For me, this is one of the biggest limitations of both formats, and why a "better" format might pop up in the future. It's either that or the ecosystem adapts and instead of having a single "universal" format, consumers will now buy eBooks with specialized formats depending on the type of book (it's not necessarily a horrible paradigm shift, although it does mean you'll need several programs--or even several specialized devices--to read a wide variety of books).

Again, the good news is that neither ePub nor Mobi has explored the full potential of the HTML format. Its future versions might include full access to the capabilities of HTML 5.0 for example.
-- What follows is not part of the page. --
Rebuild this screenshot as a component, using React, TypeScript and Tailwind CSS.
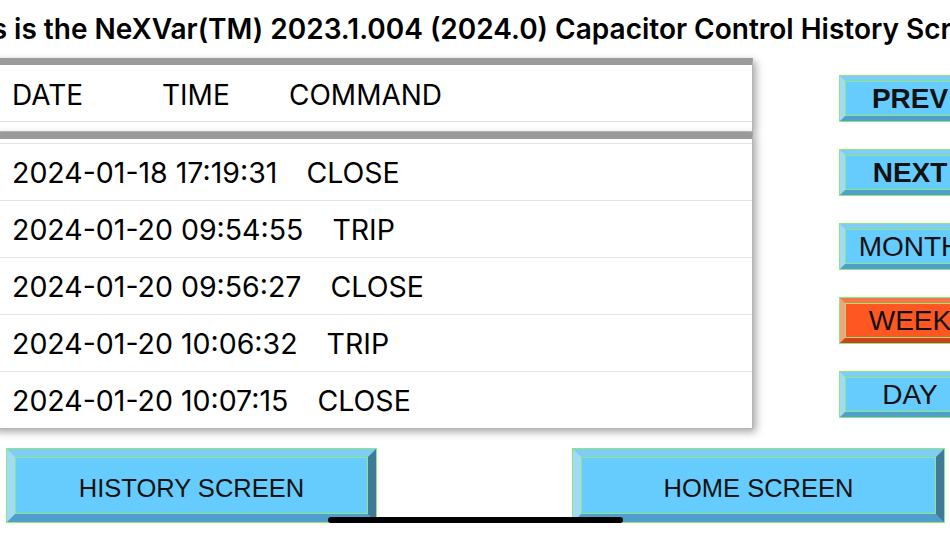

So what does this all mean? I do think it's likely that while ePub and Mobi might survive in the future if they take the right steps, the eBooks you currently own will one day become obsolete (and honestly no technology is 100% future-proof). That doesn't mean I'll stop buying eBooks now, but it has to be taken into consideration when you're building a digital archive (i.e. an archival library) today. What format will you store your files? ePub and Mobi might be consumer-centric, but that might not be the best choice in terms of storing reference material. (On the other hand, I seldom re-read books, so repurchasing the thousands of books I currently own might not be an issue, and I'll end up only re-buying the books I really, really want or plan on reading again.)

It also leads to an interesting discussion with regards to the future: do we end up with a universal book format, or do we end up with specialized formats (i.e. CBR for comics, PDFs for text books, ePub for fiction, etc.). And of course, this is also steered by the choices of consumers. Again, txt is a horrible format for eBooks, yet it's still circulating today.

4 comments:

martin said...

Charles,

I think it's unlikely that we'll have several different programs, it's much more likely that the one program will just be modified to adapt to several different formats. Ebook formats are software not hardware, so it's also unlikely that they will become obsolete in the way Laserdisc or other such formats have become obsolete

Charles said...

In an ideal world, that might be the case. But we're not living in an ideal world.

There are, of course, software that currently reads a combination of ePub, Mobi, and PDF (like Calibre and Stanza) but they're the exception from the norm, and some layout the text vastly different (i.e. ePub vs PDF has different technical requirements, although iBooks is more than capable of presenting both). Various agendas will come into play here, hence the possible scenario of multiple formats, multiple software, and even multiple specialized hardware.

And software does become obsolete. Few people still use Wordstar for DOS for example.

House said...

I think a distinction needs to be made about executable software versus readable data. Wordstar might not be used any more, but I would wager that there is some way to read its files on a modern computer system, even if it had been a proprietary binary format.

ePub, for all its shortcomings, it supposedly an open, text-based standard. In theory, one can "unzip" an ePub file and see the human-readable contents, which are basically just HTML. From that perspective, even if it is no longer dominant, it should still be possible to maintain a legacy reader without much trouble unless e-reader hardware dramatically changes.

The DRM the big vendors attach to ePub is likely to become obsolete before the format itself. While the technologically-savvy can break it easily, in the US that is a crime even if you own the e-book, so the major impediments to long-term ePub readability may be legal rather that technical.

I agree that a more versatile format will likely emerge. I think, however, that---if we ignore the complications of DRM---then ePub could have a lifetime similar to the old txt file. After all, it's really just a jazzed up version of that, anyway.

Scott Laz said...

The Calibre program can convert between epub, mobi and lit files with little problem. Hopefully it will be possible convert these old files into newer formats as they arise. My Blu-Ray player can play regular DVDs and CDs (but I still need my turntable!).